Start of Raw data

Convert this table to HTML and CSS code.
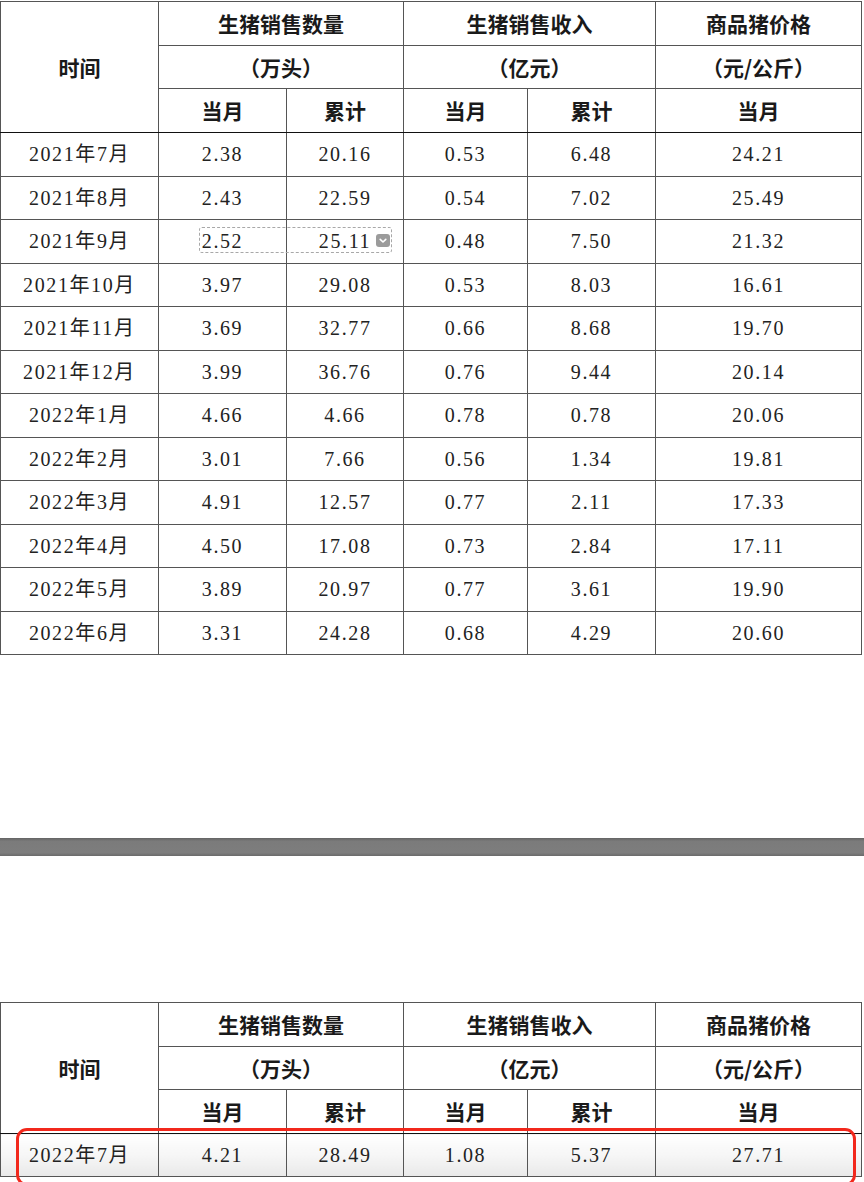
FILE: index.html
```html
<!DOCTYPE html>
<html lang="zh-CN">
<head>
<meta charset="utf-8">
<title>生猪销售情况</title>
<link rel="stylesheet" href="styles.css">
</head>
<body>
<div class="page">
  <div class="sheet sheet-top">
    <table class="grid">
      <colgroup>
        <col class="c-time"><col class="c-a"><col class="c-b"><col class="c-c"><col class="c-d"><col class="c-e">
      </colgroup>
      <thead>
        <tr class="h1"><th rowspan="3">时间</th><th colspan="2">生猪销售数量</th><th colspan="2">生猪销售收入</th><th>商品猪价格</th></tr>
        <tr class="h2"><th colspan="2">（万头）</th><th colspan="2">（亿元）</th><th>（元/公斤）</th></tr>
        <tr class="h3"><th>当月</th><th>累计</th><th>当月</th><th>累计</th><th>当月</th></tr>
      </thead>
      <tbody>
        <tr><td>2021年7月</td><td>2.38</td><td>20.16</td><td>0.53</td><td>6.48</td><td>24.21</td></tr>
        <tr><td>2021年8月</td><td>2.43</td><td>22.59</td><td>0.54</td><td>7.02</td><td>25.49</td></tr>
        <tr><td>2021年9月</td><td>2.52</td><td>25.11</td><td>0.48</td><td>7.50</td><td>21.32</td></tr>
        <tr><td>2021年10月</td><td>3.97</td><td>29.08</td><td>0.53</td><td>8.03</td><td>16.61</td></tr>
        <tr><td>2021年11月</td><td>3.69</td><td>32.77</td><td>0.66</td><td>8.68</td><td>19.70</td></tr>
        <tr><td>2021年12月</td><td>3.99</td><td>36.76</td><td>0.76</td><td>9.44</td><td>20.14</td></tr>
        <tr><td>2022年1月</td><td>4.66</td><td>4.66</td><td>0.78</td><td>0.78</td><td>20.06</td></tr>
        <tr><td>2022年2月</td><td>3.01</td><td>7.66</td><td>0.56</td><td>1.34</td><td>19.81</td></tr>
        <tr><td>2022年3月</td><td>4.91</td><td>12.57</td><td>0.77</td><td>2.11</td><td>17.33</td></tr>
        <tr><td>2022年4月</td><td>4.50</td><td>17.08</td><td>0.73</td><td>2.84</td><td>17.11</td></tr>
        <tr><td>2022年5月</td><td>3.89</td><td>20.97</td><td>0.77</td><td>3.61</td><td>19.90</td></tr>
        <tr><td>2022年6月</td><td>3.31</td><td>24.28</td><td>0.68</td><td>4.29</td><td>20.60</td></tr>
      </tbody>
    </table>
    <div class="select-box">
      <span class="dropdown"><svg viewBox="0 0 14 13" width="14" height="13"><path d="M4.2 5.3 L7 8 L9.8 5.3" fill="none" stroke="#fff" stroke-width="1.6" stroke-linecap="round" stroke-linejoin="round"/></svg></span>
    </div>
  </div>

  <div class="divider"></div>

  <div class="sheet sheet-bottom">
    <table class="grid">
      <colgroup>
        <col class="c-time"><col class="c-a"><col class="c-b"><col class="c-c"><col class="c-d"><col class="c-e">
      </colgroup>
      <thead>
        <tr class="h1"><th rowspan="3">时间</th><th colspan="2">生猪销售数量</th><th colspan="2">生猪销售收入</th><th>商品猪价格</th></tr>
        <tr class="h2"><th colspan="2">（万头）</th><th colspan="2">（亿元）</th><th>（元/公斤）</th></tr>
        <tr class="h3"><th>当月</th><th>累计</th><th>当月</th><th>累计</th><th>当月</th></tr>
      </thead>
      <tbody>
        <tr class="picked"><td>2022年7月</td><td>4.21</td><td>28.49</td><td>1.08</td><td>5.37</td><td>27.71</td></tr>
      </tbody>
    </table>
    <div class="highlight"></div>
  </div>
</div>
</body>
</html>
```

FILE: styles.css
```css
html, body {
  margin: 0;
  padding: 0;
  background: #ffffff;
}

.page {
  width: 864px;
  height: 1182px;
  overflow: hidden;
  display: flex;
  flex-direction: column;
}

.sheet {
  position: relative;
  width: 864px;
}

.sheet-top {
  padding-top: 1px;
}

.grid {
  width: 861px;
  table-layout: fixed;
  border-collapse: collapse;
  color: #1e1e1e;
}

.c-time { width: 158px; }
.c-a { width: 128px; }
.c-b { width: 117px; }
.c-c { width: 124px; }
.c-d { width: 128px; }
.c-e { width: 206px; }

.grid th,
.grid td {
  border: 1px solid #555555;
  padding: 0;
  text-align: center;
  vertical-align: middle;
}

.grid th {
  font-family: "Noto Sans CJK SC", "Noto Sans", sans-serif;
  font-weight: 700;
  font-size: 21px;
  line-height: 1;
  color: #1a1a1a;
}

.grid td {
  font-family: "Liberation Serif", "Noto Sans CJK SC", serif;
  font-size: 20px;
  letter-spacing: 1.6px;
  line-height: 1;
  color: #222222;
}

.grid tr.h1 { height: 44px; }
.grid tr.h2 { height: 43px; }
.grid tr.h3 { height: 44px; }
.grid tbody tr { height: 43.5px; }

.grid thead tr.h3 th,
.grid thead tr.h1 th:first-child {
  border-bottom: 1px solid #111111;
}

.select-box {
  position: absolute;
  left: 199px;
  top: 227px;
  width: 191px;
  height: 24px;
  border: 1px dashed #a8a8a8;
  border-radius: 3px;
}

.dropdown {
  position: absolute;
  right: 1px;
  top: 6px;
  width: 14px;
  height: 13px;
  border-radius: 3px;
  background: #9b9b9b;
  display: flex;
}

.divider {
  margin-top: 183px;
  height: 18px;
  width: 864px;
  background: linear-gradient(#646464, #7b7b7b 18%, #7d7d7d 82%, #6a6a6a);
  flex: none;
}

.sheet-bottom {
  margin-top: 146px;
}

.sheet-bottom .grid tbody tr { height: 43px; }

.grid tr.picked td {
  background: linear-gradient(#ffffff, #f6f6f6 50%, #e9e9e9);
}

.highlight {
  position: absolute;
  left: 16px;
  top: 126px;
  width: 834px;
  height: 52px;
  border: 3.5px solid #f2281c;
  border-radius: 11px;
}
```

End of Raw data

→ **Description of the task**
Exclude the images, then output the data above word for word.

→ **Response**
Convert this table to HTML and CSS code.
FILE: index.html
```html
<!DOCTYPE html>
<html lang="zh-CN">
<head>
<meta charset="utf-8">
<title>生猪销售情况</title>
<link rel="stylesheet" href="styles.css">
</head>
<body>
<div class="page">
  <div class="sheet sheet-top">
    <table class="grid">
      <colgroup>
        <col class="c-time"><col class="c-a"><col class="c-b"><col class="c-c"><col class="c-d"><col class="c-e">
      </colgroup>
      <thead>
        <tr class="h1"><th rowspan="3">时间</th><th colspan="2">生猪销售数量</th><th colspan="2">生猪销售收入</th><th>商品猪价格</th></tr>
        <tr class="h2"><th colspan="2">（万头）</th><th colspan="2">（亿元）</th><th>（元/公斤）</th></tr>
        <tr class="h3"><th>当月</th><th>累计</th><th>当月</th><th>累计</th><th>当月</th></tr>
      </thead>
      <tbody>
        <tr><td>2021年7月</td><td>2.38</td><td>20.16</td><td>0.53</td><td>6.48</td><td>24.21</td></tr>
        <tr><td>2021年8月</td><td>2.43</td><td>22.59</td><td>0.54</td><td>7.02</td><td>25.49</td></tr>
        <tr><td>2021年9月</td><td>2.52</td><td>25.11</td><td>0.48</td><td>7.50</td><td>21.32</td></tr>
        <tr><td>2021年10月</td><td>3.97</td><td>29.08</td><td>0.53</td><td>8.03</td><td>16.61</td></tr>
        <tr><td>2021年11月</td><td>3.69</td><td>32.77</td><td>0.66</td><td>8.68</td><td>19.70</td></tr>
        <tr><td>2021年12月</td><td>3.99</td><td>36.76</td><td>0.76</td><td>9.44</td><td>20.14</td></tr>
        <tr><td>2022年1月</td><td>4.66</td><td>4.66</td><td>0.78</td><td>0.78</td><td>20.06</td></tr>
        <tr><td>2022年2月</td><td>3.01</td><td>7.66</td><td>0.56</td><td>1.34</td><td>19.81</td></tr>
        <tr><td>2022年3月</td><td>4.91</td><td>12.57</td><td>0.77</td><td>2.11</td><td>17.33</td></tr>
        <tr><td>2022年4月</td><td>4.50</td><td>17.08</td><td>0.73</td><td>2.84</td><td>17.11</td></tr>
        <tr><td>2022年5月</td><td>3.89</td><td>20.97</td><td>0.77</td><td>3.61</td><td>19.90</td></tr>
        <tr><td>2022年6月</td><td>3.31</td><td>24.28</td><td>0.68</td><td>4.29</td><td>20.60</td></tr>
      </tbody>
    </table>
    <div class="select-box">
      <span class="dropdown"><svg viewBox="0 0 14 13" width="14" height="13"><path d="M4.2 5.3 L7 8 L9.8 5.3" fill="none" stroke="#fff" stroke-width="1.6" stroke-linecap="round" stroke-linejoin="round"/></svg></span>
    </div>
  </div>

  <div class="divider"></div>

  <div class="sheet sheet-bottom">
    <table class="grid">
      <colgroup>
        <col class="c-time"><col class="c-a"><col class="c-b"><col class="c-c"><col class="c-d"><col class="c-e">
      </colgroup>
      <thead>
        <tr class="h1"><th rowspan="3">时间</th><th colspan="2">生猪销售数量</th><th colspan="2">生猪销售收入</th><th>商品猪价格</th></tr>
        <tr class="h2"><th colspan="2">（万头）</th><th colspan="2">（亿元）</th><th>（元/公斤）</th></tr>
        <tr class="h3"><th>当月</th><th>累计</th><th>当月</th><th>累计</th><th>当月</th></tr>
      </thead>
      <tbody>
        <tr class="picked"><td>2022年7月</td><td>4.21</td><td>28.49</td><td>1.08</td><td>5.37</td><td>27.71</td></tr>
      </tbody>
    </table>
    <div class="highlight"></div>
  </div>
</div>
</body>
</html>
```

FILE: styles.css
```css
html, body {
  margin: 0;
  padding: 0;
  background: #ffffff;
}

.page {
  width: 864px;
  height: 1182px;
  overflow: hidden;
  display: flex;
  flex-direction: column;
}

.sheet {
  position: relative;
  width: 864px;
}

.sheet-top {
  padding-top: 1px;
}

.grid {
  width: 861px;
  table-layout: fixed;
  border-collapse: collapse;
  color: #1e1e1e;
}

.c-time { width: 158px; }
.c-a { width: 128px; }
.c-b { width: 117px; }
.c-c { width: 124px; }
.c-d { width: 128px; }
.c-e { width: 206px; }

.grid th,
.grid td {
  border: 1px solid #555555;
  padding: 0;
  text-align: center;
  vertical-align: middle;
}

.grid th {
  font-family: "Noto Sans CJK SC", "Noto Sans", sans-serif;
  font-weight: 700;
  font-size: 21px;
  line-height: 1;
  color: #1a1a1a;
}

.grid td {
  font-family: "Liberation Serif", "Noto Sans CJK SC", serif;
  font-size: 20px;
  letter-spacing: 1.6px;
  line-height: 1;
  color: #222222;
}

.grid tr.h1 { height: 44px; }
.grid tr.h2 { height: 43px; }
.grid tr.h3 { height: 44px; }
.grid tbody tr { height: 43.5px; }

.grid thead tr.h3 th,
.grid thead tr.h1 th:first-child {
  border-bottom: 1px solid #111111;
}

.select-box {
  position: absolute;
  left: 199px;
  top: 227px;
  width: 191px;
  height: 24px;
  border: 1px dashed #a8a8a8;
  border-radius: 3px;
}

.dropdown {
  position: absolute;
  right: 1px;
  top: 6px;
  width: 14px;
  height: 13px;
  border-radius: 3px;
  background: #9b9b9b;
  display: flex;
}

.divider {
  margin-top: 183px;
  height: 18px;
  width: 864px;
  background: linear-gradient(#646464, #7b7b7b 18%, #7d7d7d 82%, #6a6a6a);
  flex: none;
}

.sheet-bottom {
  margin-top: 146px;
}

.sheet-bottom .grid tbody tr { height: 43px; }

.grid tr.picked td {
  background: linear-gradient(#ffffff, #f6f6f6 50%, #e9e9e9);
}

.highlight {
  position: absolute;
  left: 16px;
  top: 126px;
  width: 834px;
  height: 52px;
  border: 3.5px solid #f2281c;
  border-radius: 11px;
}
```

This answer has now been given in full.